Por isso, pareceu-lhe “apropriado” para aquilo que era a proposta da rádio: criar uma sequência de 12 contos, cada um exigindo exatamente 15 minutos de tempo de antena, com a série a ser transmitida na sua totalidade antes da publicação impressa.

Foi assim que o livro teve início, num processo que foi acompanhado pela Granta desde o primeiro momento.

No entanto, havia parâmetros que o autor tinha de seguir, desde logo a necessidade de as historias funcionarem enquanto unidades autónomas, mas que traduzissem um todo maior, obedecer às restrições que uma leitura de 15 minutos impõe, e serem dotadas de um tom que se adequasse a um programa radiofónico de domingo à tarde.

“Porque se destinava à rádio e os ouvintes não tinham maneira de voltar atrás na leitura, o universo e as suas personagens tinham de ser imediatos e claros à primeira audição”, explica Cynan Jones na nota final do livro.

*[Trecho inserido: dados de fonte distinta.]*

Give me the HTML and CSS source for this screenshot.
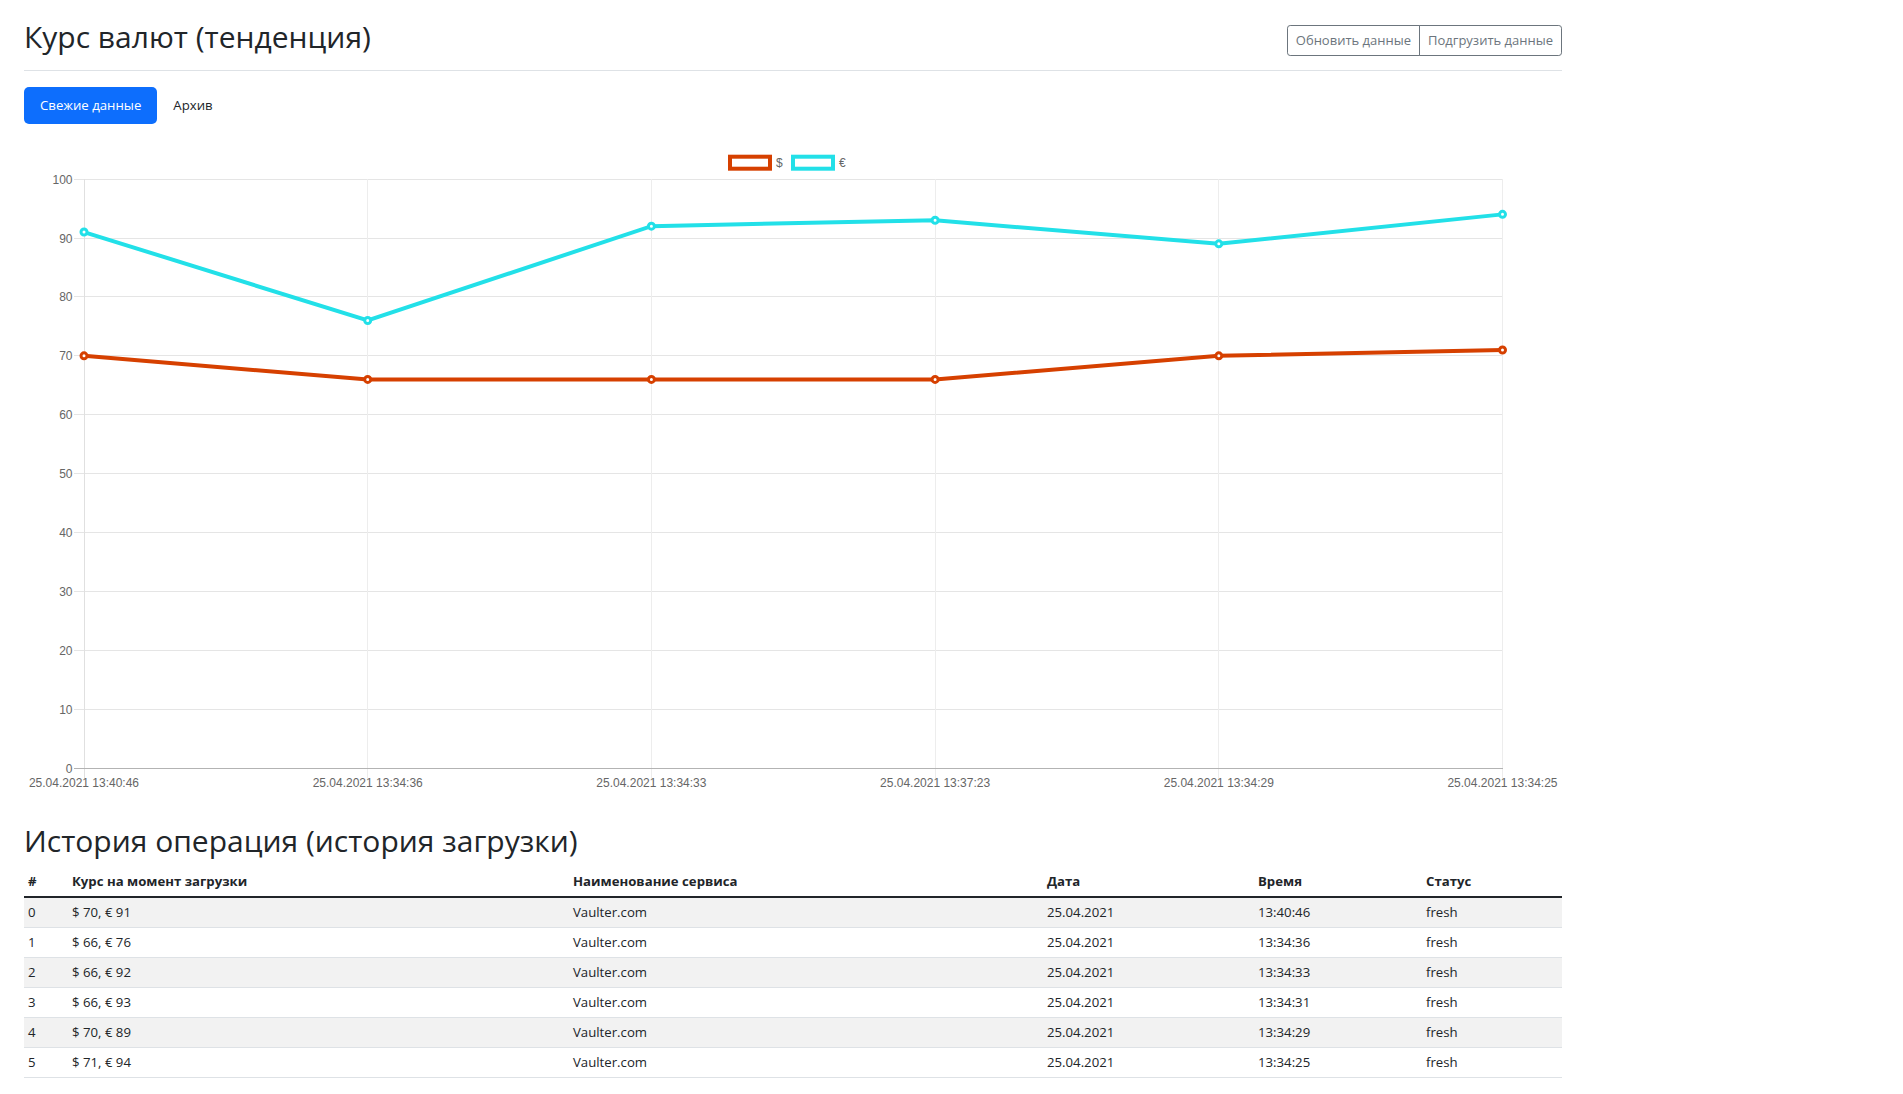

No entanto, a experiência de ler e ouvir estes contos pode ser bem distinta. Segundo o jornal The Guardian, na sua forma escrita, “Estilicídio” tem uma qualidade polida e minimalista que se deve, pelo menos em parte, à forma como o texto é apresentado na página, com parágrafos curtos e um espaçamento de linhas que induzem a leitura do romance como uma série de poemas em prosa, tornando a narrativa secundária à forma, e os efeitos estéticos maiores do que os dramáticos”.

Já a série de leituras na Rádio 4 revela um lado diferente do romance: mais duro, mas mais imediato e orientado para a narrativa, com as vozes das personagens a assumirem maior peso e personalidade, acrescenta o jornal.

“Estilicídio” pode ser acrescentado à lista crescente de meditações poderosas e urgentes sobre o futuro”, escreve o The Guardian que considera esta obra “uma poderosa e urgente visão do futuro”.

Cynan Jones nasceu no País de Gales, em 1975. Em português tem ainda publicado “A Cova”, pela Cavalo de Ferro, outra chancela do grupo editorial 2020, que detém a Elsinore.

Considerado pela crítica como um dos mais talentosos escritores de língua inglesa da atualidade, as suas obras estão publicadas em vários países.